ベナン南部の海岸では、ITTOプロジェクト(英語)により、2つのラムサール条約登録地の宗教上重要な湿地林「聖なる森」を修復して地元の収入を増やすためのステークホルダーの能力強化が実施され、経営が改善されました。このプロジェクトのもとで、42の聖なる森が法的に認められ、区画整理され、簡単な森林経営計画が作成され、150ヘクタール以上の聖なる森が豊かになりました。また、地域社会への啓発活動により、8つの聖なる森で1,100種以上の動物が再導入されました。生計が向上したことで、地域住民が森林を侵す必要性が減少しました。完了した本プロジェクトの成果を基に、新たなプロジェクト案(英語)がITTOに提出されています。

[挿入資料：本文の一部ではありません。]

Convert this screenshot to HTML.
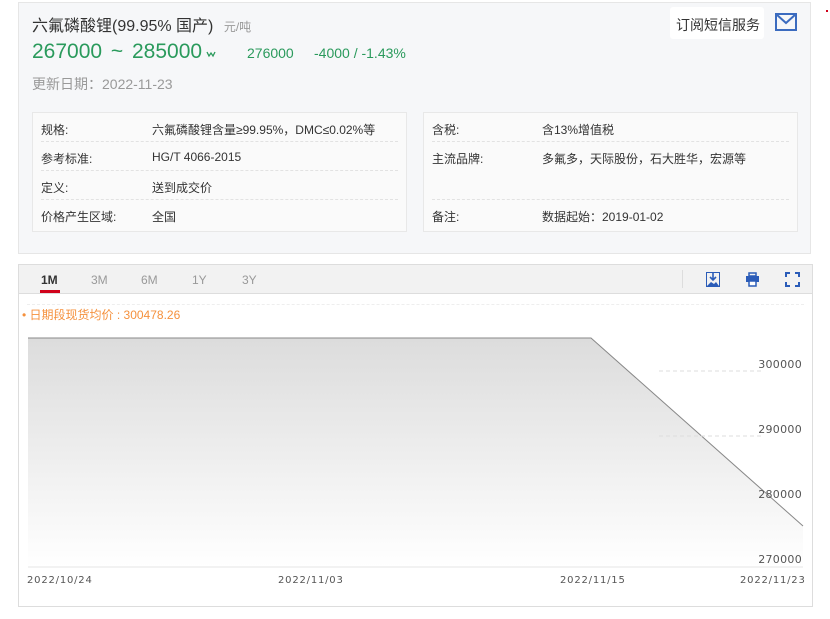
<!DOCTYPE html>
<html><head><meta charset="utf-8"><style>
*{margin:0;padding:0;box-sizing:border-box}
body{width:830px;height:619px;background:#fff;font-family:"Liberation Sans","Noto Sans CJK SC",sans-serif;position:relative;overflow:hidden;color:#333}
.a{position:absolute;white-space:nowrap}
.top{position:absolute;left:18px;top:2px;width:793px;height:252px;background:#f6f7f9;border:1px solid #e6e6e6}
.tb{position:absolute;top:112px;height:120px;background:#fafafa;border:1px solid #e8e8e8}
.row{position:absolute;left:8px;right:8px;height:29px;border-bottom:1px dashed #e2e2e2;font-size:12px;color:#333}
.row span{position:absolute;top:8px}
.chart{position:absolute;left:18px;top:264px;width:795px;height:343px;border:1px solid #ddd;background:#fff}
.hd{position:absolute;left:0;top:0;right:0;height:29px;background:#f2f2f2;border-bottom:1px solid #ddd}
.tab{position:absolute;top:8px;font-size:12px;color:#999}
.yl{position:absolute;font-size:11px;color:#555;font-family:"DejaVu Sans",sans-serif;letter-spacing:0.3px}
.xl{position:absolute;top:310px;font-size:10px;color:#555;font-family:"DejaVu Sans",sans-serif;letter-spacing:0.8px}
</style></head><body>
<div class="top">
 <div class="a" style="left:13px;top:9px;font-size:16px;color:#333">六氟磷酸锂(99.95% 国产) <span style="font-size:12px;color:#999;margin-left:6px">元/吨</span></div>
 <div class="a" style="left:13px;top:37px;font-size:21px;color:#2a9a5c;word-spacing:3px">267000 ~ 285000</div>
 <svg class="a" style="left:187px;top:47px" width="10" height="8" viewBox="0 0 10 8"><path d="M1 2l2 4 2-3 2 3 2-4" fill="none" stroke="#2a9a5c" stroke-width="1.3"/></svg>
 <div class="a" style="left:228px;top:42px;font-size:14px;color:#2a9a5c">276000</div>
 <div class="a" style="left:295px;top:42px;font-size:14px;color:#2a9a5c">-4000 / -1.43%</div>
 <div class="a" style="left:13px;top:71px;font-size:14px;color:#999">更新日期：2022-11-23</div>
 <div class="a" style="left:651px;top:4px;width:94px;height:32px;background:#fff;border-radius:3px;font-size:14px;color:#333;padding:8px 0 0 6px">订阅短信服务</div>
 <svg class="a" style="left:756px;top:10px" width="22" height="18" viewBox="0 0 22 18"><rect x="1" y="1" width="20" height="16" fill="none" stroke="#3b6bbf" stroke-width="2"/><path d="M1 1 L11 10 L21 1" fill="none" stroke="#3b6bbf" stroke-width="2"/></svg>
</div>
<div class="tb" style="left:32px;width:375px">
 <div class="row" style="top:0"><span style="left:0">规格:</span><span style="left:111px">六氟磷酸锂含量≥99.95%，DMC≤0.02%等</span></div>
 <div class="row" style="top:29px"><span style="left:0">参考标准:</span><span style="left:111px">HG/T 4066-2015</span></div>
 <div class="row" style="top:58px"><span style="left:0">定义:</span><span style="left:111px">送到成交价</span></div>
 <div class="row" style="top:87px;border:none"><span style="left:0">价格产生区域:</span><span style="left:111px">全国</span></div>
</div>
<div class="tb" style="left:423px;width:375px">
 <div class="row" style="top:0"><span style="left:0">含税:</span><span style="left:110px">含13%增值税</span></div>
 <div class="row" style="top:29px;height:58px"><span style="left:0">主流品牌:</span><span style="left:110px">多氟多，天际股份，石大胜华，宏源等</span></div>
 <div class="row" style="top:87px;border:none"><span style="left:0">备注:</span><span style="left:110px">数据起始：2019-01-02</span></div>
</div>
<div class="chart">
 <div class="hd">
  <div class="tab" style="left:22px;color:#333;font-weight:bold">1M</div>
  <div style="position:absolute;left:21px;top:25px;width:20px;height:3px;background:#d0021b"></div>
  <div class="tab" style="left:72px">3M</div>
  <div class="tab" style="left:122px">6M</div>
  <div class="tab" style="left:173px">1Y</div>
  <div class="tab" style="left:223px">3Y</div>
  <div style="position:absolute;left:663px;top:5px;width:1px;height:18px;background:#ddd"></div>
  <svg style="position:absolute;left:687px;top:7px" width="14" height="15" viewBox="0 0 14 15"><rect x="0.5" y="0.5" width="13" height="14" fill="none" stroke="#2b5cb8"/><path d="M7 1v7M4 5l3 3 3-3" stroke="#2b5cb8" fill="none" stroke-width="1.6"/><path d="M1 14l4-4 3 2 2-2 3 4z" fill="#2b5cb8"/></svg>
  <svg style="position:absolute;left:726px;top:7px" width="15" height="15" viewBox="0 0 15 15"><rect x="4" y="1" width="7" height="3" fill="none" stroke="#2b5cb8" stroke-width="1.5"/><rect x="1" y="4" width="13" height="6" fill="#2b5cb8"/><rect x="4" y="9" width="7" height="5" fill="#fff" stroke="#2b5cb8" stroke-width="1.5"/></svg>
  <svg style="position:absolute;left:766px;top:7px" width="15" height="15" viewBox="0 0 15 15" fill="none" stroke="#2b5cb8" stroke-width="2"><path d="M1 5V1h4M10 1h4v4M14 10v4h-4M5 14H1v-4"/></svg>
 </div>
 <div style="position:absolute;left:8px;right:8px;top:39px;border-top:1px dashed #eee"></div>
 <div class="a" style="left:3px;top:41px;font-size:12px;color:#f5913d">• 日期段现货均价 : 300478.26</div>
 <svg style="position:absolute;left:0;top:0" width="795" height="343">
  <defs><linearGradient id="g" x1="0" y1="0" x2="0" y2="1"><stop offset="0" stop-color="#dcdcdc"/><stop offset="1" stop-color="#fff"/></linearGradient></defs>
  <path d="M9 73H572L784 261V302H9Z" fill="url(#g)"/>
  <path d="M9 73H572L784 261" fill="none" stroke="#888" stroke-width="1"/>
  <path d="M640 106H742M640 171H742" stroke="#ddd" stroke-dasharray="4 3"/>
  <path d="M9 302H784" stroke="#e5e5e5"/>
 </svg>
 <div class="yl" style="right:10px;top:93px">300000</div>
 <div class="yl" style="right:10px;top:158px">290000</div>
 <div class="yl" style="right:10px;top:223px">280000</div>
 <div class="yl" style="right:10px;top:288px">270000</div>
 <div class="xl" style="left:8px">2022/10/24</div>
 <div class="xl" style="left:259px">2022/11/03</div>
 <div class="xl" style="left:541px">2022/11/15</div>
 <div class="xl" style="left:721px">2022/11/23</div>
</div>
<div style="position:absolute;left:826px;top:10px;width:2px;height:2px;background:#d0021b"></div>
</body></html>
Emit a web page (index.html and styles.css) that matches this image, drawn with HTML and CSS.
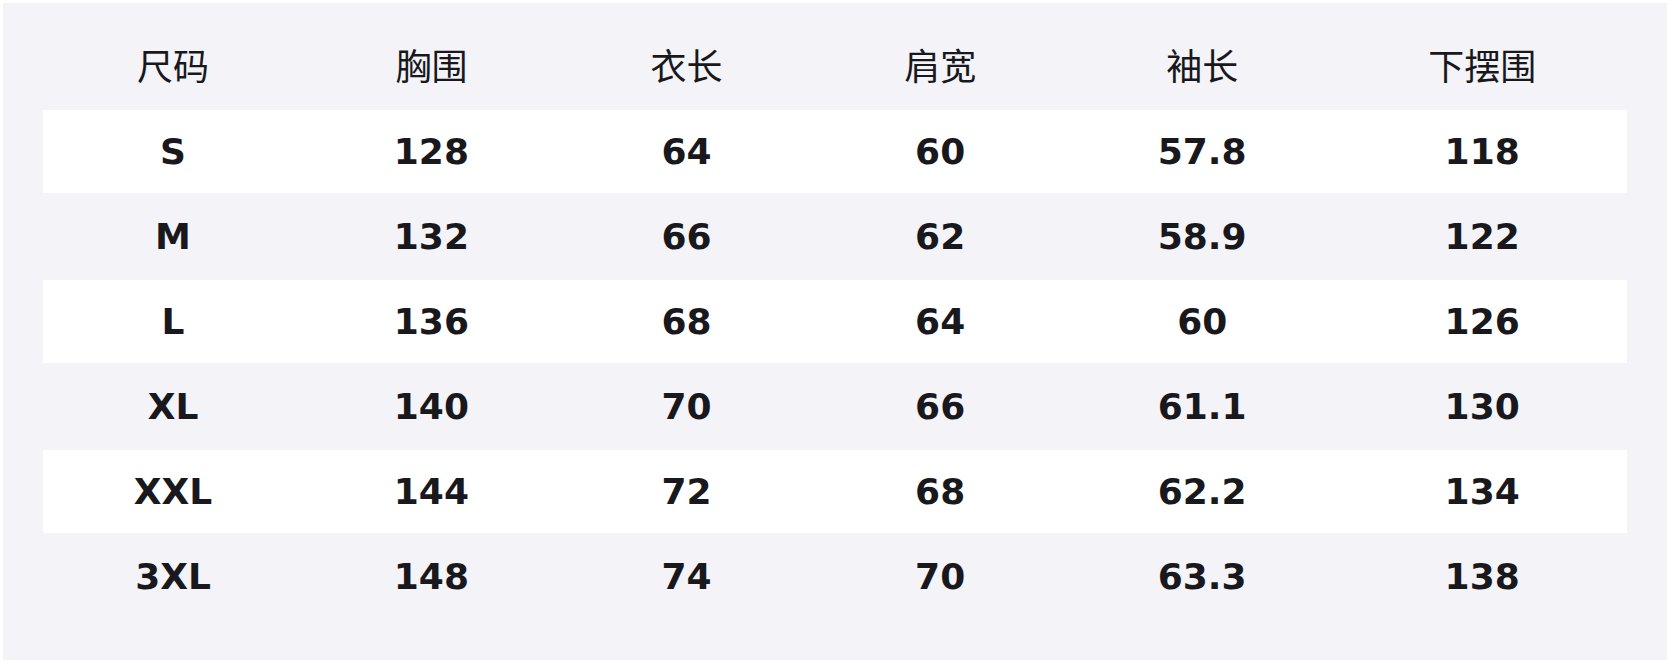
FILE: index.html
```html
<!DOCTYPE html>
<html lang="zh">
<head>
<meta charset="utf-8">
<title>尺码表</title>
<link rel="stylesheet" href="styles.css">
</head>
<body>
<div class="panel">
  <div class="size-table">
    <div class="row head"><div class="cell">尺码</div><div class="cell">胸围</div><div class="cell">衣长</div><div class="cell">肩宽</div><div class="cell">袖长</div><div class="cell">下摆围</div></div>
    <div class="row alt"><div class="cell">S</div><div class="cell">128</div><div class="cell">64</div><div class="cell">60</div><div class="cell">57.8</div><div class="cell">118</div></div>
    <div class="row"><div class="cell">M</div><div class="cell">132</div><div class="cell">66</div><div class="cell">62</div><div class="cell">58.9</div><div class="cell">122</div></div>
    <div class="row alt"><div class="cell">L</div><div class="cell">136</div><div class="cell">68</div><div class="cell">64</div><div class="cell">60</div><div class="cell">126</div></div>
    <div class="row"><div class="cell">XL</div><div class="cell">140</div><div class="cell">70</div><div class="cell">66</div><div class="cell">61.1</div><div class="cell">130</div></div>
    <div class="row alt"><div class="cell">XXL</div><div class="cell">144</div><div class="cell">72</div><div class="cell">68</div><div class="cell">62.2</div><div class="cell">134</div></div>
    <div class="row"><div class="cell">3XL</div><div class="cell">148</div><div class="cell">74</div><div class="cell">70</div><div class="cell">63.3</div><div class="cell">138</div></div>
  </div>
</div>
</body>
</html>
```
FILE: styles.css
```css
html, body {
  margin: 0;
  padding: 0;
  background: #ffffff;
}
body {
  padding: 3px;
  font-family: "DejaVu Sans", "Noto Sans CJK SC", sans-serif;
  color: #18181d;
}
.panel {
  background: #f3f3f8;
  height: 657px;
  box-sizing: border-box;
  padding: 20px 40px 40px;
}
.size-table {
  display: grid;
  grid-template-columns: repeat(6, auto);
  row-gap: 2px;
  padding: 2px 0;
}
.row {
  display: contents;
}
.cell {
  height: 83px;
  display: flex;
  align-items: center;
  justify-content: center;
  font-size: 36px;
  line-height: 1;
  font-weight: 700;
  white-space: nowrap;
}
.head .cell {
  font-family: "Noto Sans CJK SC", sans-serif;
  font-weight: 400;
  box-sizing: border-box;
  padding-bottom: 6px;
}
.alt .cell {
  background: #ffffff;
}
```
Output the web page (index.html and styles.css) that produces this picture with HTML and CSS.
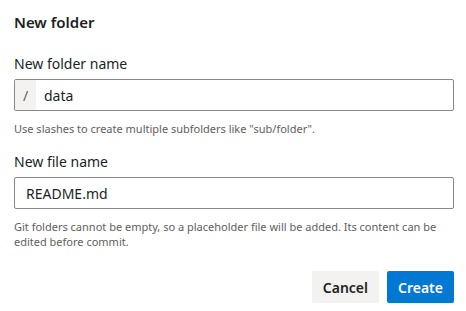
FILE: index.html
```html
<!DOCTYPE html>
<html lang="en">
<head>
    <meta charset="UTF-8">
    <title>New folder</title>
    <link rel="stylesheet" href="styles.css">
</head>
<body>
    <div class="dialog">
        <h1 class="dialog-title">New folder</h1>

        <div class="field">
            <label class="field-label">New folder name</label>
            <div class="text-box">
                <span class="prefix">/</span>
                <span class="value">data</span>
            </div>
            <p class="hint">Use slashes to create multiple subfolders like "sub/folder".</p>
        </div>

        <div class="field">
            <label class="field-label">New file name</label>
            <div class="text-box">
                <span class="value">README.md</span>
            </div>
            <p class="hint">Git folders cannot be empty, so a placeholder file will be added. Its content can be edited before commit.</p>
        </div>

        <div class="actions">
            <button class="btn">Cancel</button>
            <button class="btn btn-primary">Create</button>
        </div>
    </div>
</body>
</html>
```

FILE: styles.css
```css
* {
    margin: 0;
    padding: 0;
    box-sizing: border-box;
}

body {
    font-family: 'Noto Sans', sans-serif;
    color: #201f1e;
    background-color: #ffffff;
}

.dialog {
    width: 466px;
    padding: 12px 12px 0 14px;
}

.dialog-title {
    font-size: 15px;
    font-weight: 600;
    line-height: 20px;
    margin-bottom: 22px;
}

.field {
    margin-bottom: 16px;
}

.field-label {
    display: block;
    font-size: 14px;
    line-height: 20px;
    margin-bottom: 5px;
}

.text-box {
    display: flex;
    align-items: stretch;
    height: 32px;
    border: 1px solid #8a8886;
    border-radius: 2px;
    font-size: 14px;
}

.prefix {
    display: flex;
    align-items: center;
    justify-content: center;
    width: 21px;
    background-color: #f3f2f1;
    color: #605e5c;
}

.value {
    display: flex;
    align-items: center;
    padding: 0 8px;
}

.text-box .value:first-child {
    padding-left: 11px;
}

.hint {
    font-size: 11px;
    line-height: 15px;
    color: #605e5c;
    padding-top: 10px;
}

.actions {
    display: flex;
    justify-content: flex-end;
    gap: 8px;
    margin-top: 22px;
}

.btn {
    height: 32px;
    padding: 0 11px;
    border: none;
    border-radius: 2px;
    background-color: #f3f2f1;
    color: #201f1e;
    font-family: inherit;
    font-size: 14px;
    font-weight: 600;
}

.btn-primary {
    background-color: #0078d4;
    color: #ffffff;
}
```
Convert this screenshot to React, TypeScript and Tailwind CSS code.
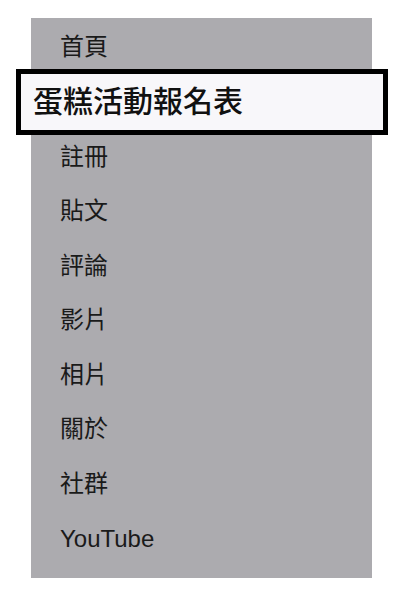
const items = ['首頁', '蛋糕活動報名表', '註冊', '貼文', '評論', '影片', '相片', '關於', '社群', 'YouTube'];
const active = 1;

export default function App() {
  return (
    <div className="w-[400px] h-[596px] bg-white pt-[18px] pl-[31px] font-['Liberation_Sans','Noto_Sans_CJK_TC',sans-serif]">
      <ul className="w-[341px] h-[560px] bg-[#acabaf] pt-[2px] flex flex-col">
        {items.map((item, i) =>
          i === active ? (
            <li
              key={item}
              className="relative z-10 h-[66px] -my-[5.7px] -ml-[15px] -mr-[16px] border-[5px] border-black bg-[#f8f7fa] pl-[12px] flex items-center text-[30px] font-medium text-[#111]"
            >
              {item}
            </li>
          ) : (
            <li key={item} className="h-[54.6px] pl-[29px] flex items-center text-[24px] text-[#1a1a1a]">
              {item}
            </li>
          )
        )}
      </ul>
    </div>
  );
}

2017年、ITTOはマングローブ生態系に関する国際会議(英語)を開催し、持続可能な開発のための2030アジェンダとの関連で、マングローブ生態系の回復、保全、管理、持続的利用における政策、成功事例、経験、機会および課題を紹介した。会議の成果である持続可能なマングローブ生態系に対するバリ行動要請(英語)は、今年の世界湿地の日のテーマを反映したものであり、マングローブの保全、回復、保護、持続可能な利用に関する努力を強化するよう関係者に促しています。

ITTOは2010年に世界マングローブ地図(World Atlas of Mangroves)(英語)を共同出版しましたが、これは世界のマングローブの状態について、現在でも最も包括的な世界的評価となっています。ITTOはまた、世界的なマングローブ・データベースと情報システムであるGLOMISの開発にも貢献しました。

ITTOは、マングローブや熱帯の森林湿地に関する世界的な取り組みにも貢献しています。ITTOは最近、政策立案者から林業・農業従事者までの様々な関係者に、湿地帯を含む劣化した熱帯の景観を回復するためのベストプラクティスを共有するため、熱帯地域における森林景観再生(forest landscape guideline:FLR)のためのガイドラインを作成しました。また、地域ワークショップを開催して、現場での普及を支援しています。

「湿地に関する私たちのフィールドプロジェクトと政策活動は、これらの重要な生態系の持続可能な経営と利用についての私たちの経験の深さを示すとともに、私たちが湿地を重要視していることを表しています。」とシャーム・サックルITTO事務局長は述べています。「この活動は早急に他の様々な場所で展開され、拡大されるべきです。ITTOは湿地保全に貢献し続ける準備ができています。」

関連するSDGs

湿地におけるITTOフィールドプロジェクトは、養蜂、エビ養殖、養豚、裁縫、エコツーリズムなど、多様な代替生計手段を沿岸地域社会に導入しています。

湿地は、水源をろ過して水を供給し、沿岸地域を嵐や洪水から守り、生物多様性を維持し、炭素を貯蔵するといった人間にとって不可欠なサービスを提供しています。

湿地は、海洋生物に不可欠な生態系サービスを提供しています。

地域社会を巻き込んだ湿地の持続可能な利用は、人々、経済、環境に利益をもたらす効果的な資源管理のアプローチとなる可能性があります。

湿地の修復は世界的に重要な問題です。ITTOは世界、地域、国、地方レベルで協力し、これらの貴重な生態系の持続可能な経営を向上させるために活動しています。